Vaches à la robe d'un marron roux qu'un ouvrier dépouille en découvrant une seconde peau intérieure blanche. Puis un autre dépècera les corps de leurs parties molles et gélatineuses ; tandis qu'un troisième aura écorché les têtes, tranché leur langue pendante d'un rouge sombre ; puis il coupera les têtes en les laissant tomber dans un panier métallique prévu à cet effet, où, énormes et dégoulinantes, elles vous fixent d'un œil rond et saillant, débarrassé de ses paupières.

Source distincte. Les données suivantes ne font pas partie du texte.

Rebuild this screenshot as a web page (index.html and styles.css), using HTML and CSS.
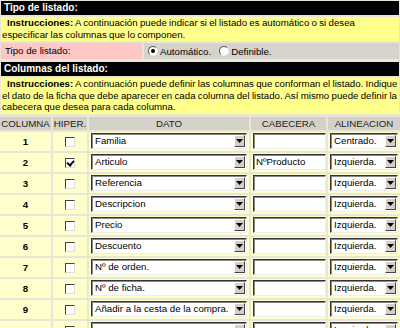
FILE: index.html
```html
<!DOCTYPE html>
<html lang="es">
<head>
    <meta charset="UTF-8">
    <title>Listado</title>
    <link rel="stylesheet" href="styles.css">
</head>
<body>
    <div class="page">
        <div class="bar">Tipo de listado:</div>
        <div class="note"><b>Instrucciones:</b> A continuación puede indicar si el listado es automático o si desea especificar las columnas que lo componen.</div>

        <div class="type-row">
            <div class="type-label">Tipo de listado:</div>
            <div class="type-opts">
                <span class="radio on"></span>Automático.
                <span class="radio"></span>Definible.
            </div>
        </div>

        <div class="bar bar-cols">Columnas del listado:</div>
        <div class="note"><b>Instrucciones:</b> A continuación puede definir las columnas que conforman el listado. Indique el dato de la ficha que debe aparecer en cada columna del listado. Así mismo puede definir la cabecera que desea para cada columna.</div>

        <table class="cols">
            <thead>
                <tr>
                    <th class="c-num">COLUMNA</th>
                    <th class="c-hip">HIPER.</th>
                    <th class="c-dato">DATO</th>
                    <th class="c-cab">CABECERA</th>
                    <th class="c-ali">ALINEACION</th>
                </tr>
            </thead>
            <tbody id="rows"></tbody>
        </table>
    </div>

    <script>
        // filas de columnas
        const rows = [
            ['Familia', false, '', 'Centrado.'],
            ['Articulo', true, 'NºProducto', 'Izquierda.'],
            ['Referencia', false, '', 'Izquierda.'],
            ['Descripcion', false, '', 'Izquierda.'],
            ['Precio', false, '', 'Izquierda.'],
            ['Descuento', false, '', 'Izquierda.'],
            ['Nº de orden.', false, '', 'Izquierda.'],
            ['Nº de ficha.', false, '', 'Izquierda.'],
            ['Añadir a la cesta de la compra.', false, '', 'Izquierda.'],
            ['', false, '', 'Izquierda.']
        ];

        const arrow = '<span class="btn"><svg width="7" height="4" viewBox="0 0 7 4"><path d="M0 0h7L3.5 4z" fill="#000"/></svg></span>';
        const tbody = document.getElementById('rows');

        rows.forEach((r, i) => {
            const tr = document.createElement('tr');
            tr.innerHTML =
                '<td class="num">' + (i + 1) + '</td>' +
                '<td class="hip"><span class="check' + (r[1] ? ' on' : '') + '"></span></td>' +
                '<td><span class="combo combo-dato"><span class="val">' + r[0] + '</span>' + arrow + '</span></td>' +
                '<td><span class="field">' + r[2] + '</span></td>' +
                '<td><span class="combo combo-ali"><span class="val">' + r[3] + '</span>' + arrow + '</span></td>';
            tbody.appendChild(tr);
        });
    </script>
</body>
</html>
```

FILE: styles.css
```css
body {
    margin: 0;
    background-color: #e9e6d8;
    font-family: 'Liberation Sans', Arial, sans-serif;
    font-size: 9.7px;
    color: #000;
}

.page {
    padding: 1px 1px 0 1px;
    display: flex;
    flex-direction: column;
    gap: 2px;
}

/* black section headers */
.bar {
    background-color: #000;
    color: #fff;
    font-weight: bold;
    font-size: 10px;
    padding: 0 3px;
    line-height: 14px;
}

.bar-cols {
    margin-top: 1px;
}

.note {
    background-color: #ffff8c;
    padding: 0 0 1px 1px;
    line-height: 11.5px;
    word-spacing: -0.4px;
    text-indent: 5px;
}

/* tipo de listado */
.type-row {
    display: flex;
    gap: 2px;
    height: 16px;
}

.type-label {
    width: 137px;
    background-color: #ffc6c6;
    padding-left: 4px;
    line-height: 16px;
}

.type-opts {
    flex: 1;
    background-color: #d6d3cb;
    display: flex;
    align-items: center;
    padding-left: 4px;
}

.radio {
    width: 8px;
    height: 8px;
    border-radius: 50%;
    background-color: #fff;
    border: 1px solid;
    border-color: #555 #eee #eee #555;
    margin-right: 2px;
    position: relative;
}

.radio:not(.on) {
    margin-left: 8px;
}

.radio.on::after {
    content: '';
    position: absolute;
    left: 2px;
    top: 2px;
    width: 4px;
    height: 4px;
    border-radius: 50%;
    background-color: #000;
}

/* tabla de columnas */
.cols {
    border-collapse: separate;
    border-spacing: 2px;
    margin: -1px -2px 0 -3px;
    table-layout: fixed;
    width: 404px;
}

.cols th {
    background-color: #d4d1c9;
    font-weight: normal;
    color: #222;
    height: 13px;
    padding: 0;
    line-height: 13px;
}

.c-num { width: 51px; }
.c-hip { width: 34px; }
.c-dato { width: 160px; }
.c-cab { width: 75px; }

.cols td {
    background-color: #ffffcc;
    height: 19px;
    padding: 0;
    vertical-align: middle;
}

.num {
    text-align: center;
    font-weight: bold;
}

.hip {
    text-align: center;
}

.check {
    display: inline-block;
    width: 8px;
    height: 8px;
    background-color: #fff;
    border: 1px solid;
    border-color: #444 #ddd #ddd #444;
    vertical-align: middle;
    position: relative;
}

.check.on::after {
    content: '';
    position: absolute;
    left: 2px;
    top: 0;
    width: 3px;
    height: 5px;
    border: solid #000;
    border-width: 0 2px 2px 0;
    transform: rotate(40deg);
}

/* inputs estilo clasico */
.combo,
.field {
    display: flex;
    align-items: center;
    height: 14px;
    background-color: #fff;
    border: 1px solid;
    border-color: #333 #eee #eee #333;
    box-shadow: inset 1px 1px 0 #888;
    margin-left: 2px;
    line-height: 14px;
    overflow: hidden;
    white-space: nowrap;
}

.combo-dato { width: 154px; }
.field { width: 69px; padding-left: 2px; margin-left: 2px; }
.combo-ali { width: 66px; }

.val {
    flex: 1;
    padding-left: 3px;
    overflow: hidden;
}

.btn {
    width: 11px;
    height: 12px;
    margin-right: 1px;
    background-color: #d4d0c8;
    border: 1px solid;
    border-color: #fff #444 #444 #fff;
    box-sizing: border-box;
    display: flex;
    align-items: center;
    justify-content: center;
}
```
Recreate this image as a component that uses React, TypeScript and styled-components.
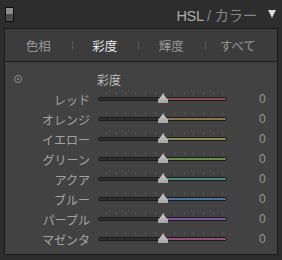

Au terme de cette chaîne d'abattage, lorsqu'elle sortira de cette pièce pour être suspendue dans l'une des chambres froides, la vache aura été métamorphosée en une carcasse prête pour le commerce de gros, de demi-gros et de détail.

 

  Comme si, dans les murs clos de l'abattoir industriel, se rejouait à l'insu de notre société moderne, la résurgence du sacrifice antique et du rituel d'oblation et d'immolation de la chair animale, pour qu'elle soit consommée et partagée entre tous.

 

 

La carcasse, sujet de peinture.

 

  Comment peindre la carcasse après Rembrandt, Soutine, Bacon, ou, plus récemment après les peintures de Philippe Cognée, inspirées elles aussi par l'abattoir industriel.

 

  Après avoir visité plusieurs abattoirs, c'est l'extraordinaire présence de la carcasse, intimidante pour qui la regarde la première fois, qui a dominé et inspiré mon travail sur la toile :

comment rendre la réalité crue de cette chair morte ;

comment la rendre plus réelle que dans la réalité et paradoxalement vivante ;

comme peindre l'étrangeté de sa forme qui en fait un objet ou une image insaisissables, évoquant d'autres objets, d'autres images possibles ;

comment rendre aussi les sentiments complexes qu'elle suscite, - dégoût, effroi, intimidation, peur de la mort.

 

  Vanité certes, objet de méditation sur la mort ("tout n'est-il que carcasse?"), mais également sur notre société de consommation.

 

  Prétexte aussi, à une interrogation d'ordre purement esthétique sur le rouge, m'imposant une palette «baroque» de rouges, de noir, de jaune et de blanc.
 

 

  «Et le ciel regardait la carcasse superbe

Les formes s’effaçaient et n’étaient plus qu’un rêve

Une ébauche lente à venir,

Sur la toile oubliée, et que l’artiste achève

Seulement par le souvenir

 

Baudelaire, «Une Charogne», Les Fleurs du mal.